Configuration yaml files:
custom-config-data.yaml
custom-vmpool-config.yaml
routing-config.yaml
sas-config.yaml
sdf-custom.yaml
snmp-config.yaml

Example before-slee-start initconf hook script

The before-slee-start initconf hook is useful for setting up configuration within Rhino, based on the configuration in the custom-config-data.yaml configuration file.

For example, if a service uses an RA entity called custom-ra-entity, with a configuration property config-property, that we want to be able to configure on the VM at runtime. We can do this by providing the value in custom-config-data.yaml:

my-configuration:
  my-value: test

Note that this file is not present on the VM; it is provided using rvtconfig after the VM has been deployed. This means the value can be reconfigured and is not hard-coded on the VM.
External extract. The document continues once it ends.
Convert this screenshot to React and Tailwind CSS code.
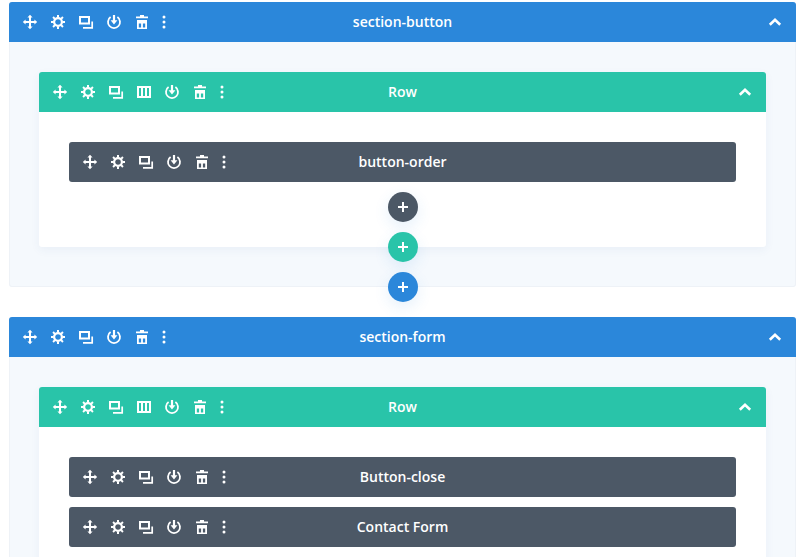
const MoveIcon = () => (
  <svg width="16" height="16" viewBox="0 0 16 16" fill="white">
    <path d="M7 3h2v4h4v2H9v4H7V9H3V7h4z" />
    <path d="M8 .8l2.600 2.800H5.400zM8 15.200l-2.600-2.800h5.200zM.8 8l2.800-2.600v5.200zM15.200 8l-2.800 2.600V5.400z" />
  </svg>
);

const GearIcon = () => (
  <svg width="16" height="16" viewBox="0 0 16 16" fill="none" stroke="white">
    <circle cx="8" cy="8" r="3.900" strokeWidth="2.200" />
    <path
      d="M8 1v2.500M8 12.500V15M1 8h2.500M12.500 8H15M3.050 3.050l1.800 1.800M11.150 11.150l1.800 1.800M3.050 12.950l1.800-1.800M11.150 4.850l1.800-1.800"
      strokeWidth="2"
    />
  </svg>
);

const CopyIcon = () => (
  <svg width="16" height="16" viewBox="0 0 16 16" fill="none" stroke="white">
    <rect x="2" y="3" width="9" height="6.500" strokeWidth="2" />
    <path d="M14.200 7.500v6.300H5" strokeWidth="1.700" />
  </svg>
);

const ColumnsIcon = () => (
  <svg width="16" height="16" viewBox="0 0 16 16" fill="none" stroke="white" strokeWidth="2">
    <rect x="2" y="3" width="12" height="10" />
    <path d="M6 3v10M10 3v10" />
  </svg>
);

const PowerIcon = () => (
  <svg width="16" height="16" viewBox="0 0 16 16" fill="none" stroke="white">
    <path d="M4.600 3.100a6 6 0 1 0 6.800 0" strokeWidth="1.800" />
    <path d="M8 1v6" strokeWidth="2.200" />
    <path d="M4.600 6.200h6.800L8 10.400z" fill="white" stroke="none" />
  </svg>
);

const TrashIcon = () => (
  <svg width="16" height="16" viewBox="0 0 16 16" fill="white" fillRule="evenodd">
    <path d="M6 1h4v1.500h4V4.300H2V2.500h4z" />
    <path d="M3 6h10v9H3zM4.800 9.500V13.400h2.300V9.500zM8.900 9.500V13.400h2.300V9.500z" />
  </svg>
);

const DotsIcon = () => (
  <svg width="4" height="16" viewBox="0 0 4 16" fill="white">
    <circle cx="2" cy="3" r="1.500" />
    <circle cx="2" cy="8" r="1.500" />
    <circle cx="2" cy="13" r="1.500" />
  </svg>
);

const ToolBtn = ({ children }) => (
  <span className="flex w-[28px] items-center justify-center">{children}</span>
);

const Bar = ({ title, color, columns, chevron, rounded }) => (
  <div className={`grid h-[40px] grid-cols-[1fr_auto_1fr] items-center text-white ${color} ${rounded}`}>
    <div className="flex items-center pl-[7px]">
      <ToolBtn><MoveIcon /></ToolBtn>
      <ToolBtn><GearIcon /></ToolBtn>
      <ToolBtn><CopyIcon /></ToolBtn>
      {columns && <ToolBtn><ColumnsIcon /></ToolBtn>}
      <ToolBtn><PowerIcon /></ToolBtn>
      <ToolBtn><TrashIcon /></ToolBtn>
      <span className="flex w-[15px] items-center justify-center"><DotsIcon /></span>
    </div>
    <div className="text-center text-[14px] font-semibold leading-[20px]">{title}</div>
    <div className="flex justify-end pr-[14px]">
      {chevron && (
        <svg width="14" height="10" viewBox="0 0 14 10" fill="none" stroke="white" strokeWidth="2.600">
          <path d="M1.800 7.800L7 2.800l5.200 5" />
        </svg>
      )}
    </div>
  </div>
);

const AddButton = ({ color, className }) => (
  <span className={`flex h-[30px] w-[30px] items-center justify-center rounded-full shadow-[0_5px_15px_rgba(43,135,218,0.12)] ${color} ${className}`}>
    <svg width="10" height="10" viewBox="0 0 10 10" stroke="white" strokeWidth="2">
      <path d="M5 0v10M0 5h10" />
    </svg>
  </span>
);

const Module = ({ title }) => (
  <Bar title={title} color="bg-[#4c5866]" rounded="rounded-[3px]" />
);

const Row = ({ children, addModule, addRow }) => (
  <div className="relative rounded-[3px] bg-white shadow-[0_3px_10px_rgba(43,87,151,0.06)]">
    <Bar title="Row" color="bg-[#29c4a9]" columns chevron rounded="rounded-t-[3px]" />
    <div className="flex flex-col gap-[10px] px-[30px] pt-[30px] pb-[25px]">
      {children}
      {addModule && <AddButton color="bg-[#4c5866]" className="self-center" />}
    </div>
    {addRow && <AddButton color="bg-[#29c4a9]" className="absolute -bottom-[15px] left-1/2 -translate-x-1/2" />}
  </div>
);

const Section = ({ title, children, addSection }) => (
  <div className="relative rounded-[3px] bg-[#f5f9fd] shadow-[inset_0_0_0_1px_#eef2f7]">
    <Bar title={title} color="bg-[#2b87da]" chevron rounded="rounded-t-[3px]" />
    <div className="px-[30px] pt-[30px] pb-[40px]">{children}</div>
    {addSection && <AddButton color="bg-[#2b87da]" className="absolute -bottom-[15px] left-1/2 -translate-x-1/2" />}
  </div>
);

export default function App() {
  return (
    <div className="h-[557px] overflow-hidden bg-white font-['Open_Sans',sans-serif]">
      <div className="flex flex-col gap-[30px] pt-[2px] pl-[9px] pr-[9px]">
        <Section title="section-button" addSection>
          <Row addModule addRow>
            <Module title="button-order" />
          </Row>
        </Section>
        <Section title="section-form">
          <Row>
            <Module title="Button-close" />
            <Module title="Contact Form" />
          </Row>
        </Section>
      </div>
    </div>
  );
}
To set this configuration within the VM, we can use the following before-slee-start initconf hook:

#!/opt/tasvmruntime-py/bin/python3

import os
import subprocess
import sys
import yaml

from pathlib import Path

config_dir = Path(sys.argv[1])
with open(config_dir / "custom-config-data.yaml", "r") as input_file:
    custom_config_data = yaml.safe_load(input_file)
config_property_value = custom_config_data["my-configuration"]["my-value"]

client_home = os.environ["CLIENT_HOME"]
process = subprocess.run(
    [
        f"{client_home}/bin/rhino-console",
        "updateraentityconfigproperties",
        "custom-ra-entity",
        "config-property",
        config_property_value,
    ],
    check=True,
    text=True,
)

This will cause the custom-ra-entity configuration property config-property to be set to the value provided in my-configuration/my-value in custom-config-data.yaml.